First underwater indigenous sites found on Australian seabed

Westward facing aerial view of Cape Bruguieres Channel at high tide.  Credit: J. Leach

An international team of archaeologists from Flinders University, The University of Western Australia, James Cook University, Airborne Research Australia and the University of York (United Kingdom), in partnership with the Murujuga Aboriginal Corporation, has located Australia’s oldest known underwater Aboriginal archaeological sites.

The sites were discovered off the Pilbara coast in Western Australia during a series of archaeological and geophysical surveys conducted in the Dampier Archipelago, as part of the Deep History of Sea Country project, which is funded through the ARC’s Discovery Projects scheme.

The ancient underwater sites, at Cape Bruguieres and Flying Foam Passage, provide new evidence of Aboriginal ways of life from when the seabed was dry land, due to lower sea levels, thousands of years ago.

At Cape Bruguieres, the dive team mapped 269 artefacts in shallow water. Radiocarbon dating and analysis of sea-level changes show the site is at least 7,000 years old.

The second site at Flying Foam Passage includes an underwater freshwater spring 14 metres below sea level. This site is estimated to be at least 8,500 years old.
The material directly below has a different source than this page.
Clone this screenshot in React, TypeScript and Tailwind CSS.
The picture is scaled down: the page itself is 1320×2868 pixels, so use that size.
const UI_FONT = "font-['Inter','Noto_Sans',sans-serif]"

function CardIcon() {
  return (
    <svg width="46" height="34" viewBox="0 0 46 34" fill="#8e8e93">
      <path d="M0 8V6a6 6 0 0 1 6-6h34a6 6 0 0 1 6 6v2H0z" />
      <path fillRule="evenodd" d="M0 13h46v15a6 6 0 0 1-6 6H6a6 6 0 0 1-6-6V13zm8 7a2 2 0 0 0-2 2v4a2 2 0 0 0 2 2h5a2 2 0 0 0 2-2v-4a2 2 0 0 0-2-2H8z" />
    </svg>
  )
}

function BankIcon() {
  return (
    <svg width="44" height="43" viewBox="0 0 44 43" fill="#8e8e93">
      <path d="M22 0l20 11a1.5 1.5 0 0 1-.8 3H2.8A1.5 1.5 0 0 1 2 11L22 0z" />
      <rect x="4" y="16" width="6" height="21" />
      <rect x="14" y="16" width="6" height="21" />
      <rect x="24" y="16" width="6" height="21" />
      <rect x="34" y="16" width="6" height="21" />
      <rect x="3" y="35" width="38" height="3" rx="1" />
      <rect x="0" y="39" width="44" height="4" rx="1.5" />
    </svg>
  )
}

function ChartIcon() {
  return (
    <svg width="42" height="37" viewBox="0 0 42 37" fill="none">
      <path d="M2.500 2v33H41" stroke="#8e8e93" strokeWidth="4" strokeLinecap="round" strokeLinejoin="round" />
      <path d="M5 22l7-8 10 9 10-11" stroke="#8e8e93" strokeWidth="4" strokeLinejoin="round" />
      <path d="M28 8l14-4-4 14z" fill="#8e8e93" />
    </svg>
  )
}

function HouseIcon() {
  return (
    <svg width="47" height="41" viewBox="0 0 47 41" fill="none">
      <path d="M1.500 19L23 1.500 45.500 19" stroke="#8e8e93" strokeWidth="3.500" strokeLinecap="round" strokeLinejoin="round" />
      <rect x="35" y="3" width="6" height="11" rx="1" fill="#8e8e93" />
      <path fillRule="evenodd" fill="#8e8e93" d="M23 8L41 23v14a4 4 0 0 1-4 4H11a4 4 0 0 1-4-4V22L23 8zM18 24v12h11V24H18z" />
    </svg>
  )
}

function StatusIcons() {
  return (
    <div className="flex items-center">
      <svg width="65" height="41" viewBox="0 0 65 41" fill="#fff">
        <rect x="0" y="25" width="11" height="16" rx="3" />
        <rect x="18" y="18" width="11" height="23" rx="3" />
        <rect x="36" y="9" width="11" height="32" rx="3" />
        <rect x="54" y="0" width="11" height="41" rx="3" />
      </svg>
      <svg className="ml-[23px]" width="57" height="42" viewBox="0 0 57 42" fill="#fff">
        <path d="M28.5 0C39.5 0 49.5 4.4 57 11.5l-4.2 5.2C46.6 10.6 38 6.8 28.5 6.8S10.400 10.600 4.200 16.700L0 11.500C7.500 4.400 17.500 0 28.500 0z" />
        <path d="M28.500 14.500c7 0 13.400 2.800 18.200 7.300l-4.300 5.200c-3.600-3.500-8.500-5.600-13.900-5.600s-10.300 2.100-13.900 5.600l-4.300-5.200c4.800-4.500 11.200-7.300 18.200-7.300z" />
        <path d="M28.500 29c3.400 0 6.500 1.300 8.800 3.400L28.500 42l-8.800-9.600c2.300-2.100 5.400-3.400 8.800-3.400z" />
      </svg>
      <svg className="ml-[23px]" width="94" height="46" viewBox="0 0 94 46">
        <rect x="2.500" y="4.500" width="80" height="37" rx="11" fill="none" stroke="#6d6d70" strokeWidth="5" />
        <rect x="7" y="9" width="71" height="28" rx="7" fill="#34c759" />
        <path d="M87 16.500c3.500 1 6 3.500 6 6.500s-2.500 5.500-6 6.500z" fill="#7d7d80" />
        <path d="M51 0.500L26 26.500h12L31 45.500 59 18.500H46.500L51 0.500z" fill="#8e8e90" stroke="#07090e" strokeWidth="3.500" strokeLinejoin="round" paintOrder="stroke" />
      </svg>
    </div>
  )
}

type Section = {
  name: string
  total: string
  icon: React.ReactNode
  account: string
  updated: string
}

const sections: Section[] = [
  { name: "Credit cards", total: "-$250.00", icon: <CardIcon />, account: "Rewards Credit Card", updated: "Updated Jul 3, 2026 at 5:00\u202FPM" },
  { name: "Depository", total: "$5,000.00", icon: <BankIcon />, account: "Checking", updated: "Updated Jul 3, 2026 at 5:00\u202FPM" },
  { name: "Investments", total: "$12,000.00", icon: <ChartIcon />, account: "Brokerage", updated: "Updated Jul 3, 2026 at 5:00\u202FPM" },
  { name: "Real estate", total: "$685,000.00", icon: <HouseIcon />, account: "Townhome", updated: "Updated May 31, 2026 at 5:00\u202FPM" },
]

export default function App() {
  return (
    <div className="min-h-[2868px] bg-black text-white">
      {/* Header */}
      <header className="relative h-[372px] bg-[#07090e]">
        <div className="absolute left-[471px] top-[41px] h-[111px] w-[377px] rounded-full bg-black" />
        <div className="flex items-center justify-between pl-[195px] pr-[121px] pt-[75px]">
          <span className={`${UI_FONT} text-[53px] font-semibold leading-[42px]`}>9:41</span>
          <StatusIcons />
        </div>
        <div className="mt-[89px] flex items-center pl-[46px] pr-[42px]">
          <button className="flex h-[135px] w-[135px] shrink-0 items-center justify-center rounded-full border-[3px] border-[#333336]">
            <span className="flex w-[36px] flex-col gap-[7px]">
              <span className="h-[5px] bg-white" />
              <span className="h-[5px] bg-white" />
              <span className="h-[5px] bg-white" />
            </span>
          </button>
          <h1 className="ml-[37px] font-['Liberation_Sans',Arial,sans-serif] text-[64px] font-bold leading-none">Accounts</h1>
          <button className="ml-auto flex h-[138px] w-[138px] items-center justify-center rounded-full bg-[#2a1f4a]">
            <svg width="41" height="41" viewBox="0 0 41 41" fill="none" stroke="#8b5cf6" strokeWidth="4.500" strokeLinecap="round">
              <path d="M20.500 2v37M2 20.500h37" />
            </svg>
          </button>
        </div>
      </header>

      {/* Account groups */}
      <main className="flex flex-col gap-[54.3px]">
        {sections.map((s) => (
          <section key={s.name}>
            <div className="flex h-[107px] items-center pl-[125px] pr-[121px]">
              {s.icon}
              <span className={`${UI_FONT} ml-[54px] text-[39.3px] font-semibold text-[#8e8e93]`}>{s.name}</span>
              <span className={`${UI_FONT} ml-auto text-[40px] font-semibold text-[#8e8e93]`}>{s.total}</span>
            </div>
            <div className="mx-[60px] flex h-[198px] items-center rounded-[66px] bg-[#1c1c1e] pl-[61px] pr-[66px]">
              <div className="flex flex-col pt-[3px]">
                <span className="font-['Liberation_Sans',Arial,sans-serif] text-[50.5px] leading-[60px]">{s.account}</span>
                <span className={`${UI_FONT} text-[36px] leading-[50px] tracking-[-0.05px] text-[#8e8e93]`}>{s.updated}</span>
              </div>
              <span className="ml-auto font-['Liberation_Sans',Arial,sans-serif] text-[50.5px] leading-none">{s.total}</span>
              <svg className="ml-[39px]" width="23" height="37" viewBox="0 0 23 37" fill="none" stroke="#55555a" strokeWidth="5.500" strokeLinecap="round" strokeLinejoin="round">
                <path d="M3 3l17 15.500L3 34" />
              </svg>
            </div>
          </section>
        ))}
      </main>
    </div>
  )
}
The team of archaeologists and geoscientists employed predictive modelling and various underwater and remote sensing techniques, including scientific diving methods, to confirm the location of sites and presence of artefacts.

The submerged cultural landscapes are known today as Sea Country to many Indigenous Australians, who have a deep cultural, spiritual and historical connection to these underwater sites. Researchers say that the discovery emphasises the need for stronger federal legislation to protect and manage underwater heritage sites in Australia.


‘Our results represent the first step in a journey of discovery to explore the potential of archaeology on the continental shelves which can fill a major gap in the human history of the continent,’ says Associate Professor Jonathan Benjamin, from Flinders University.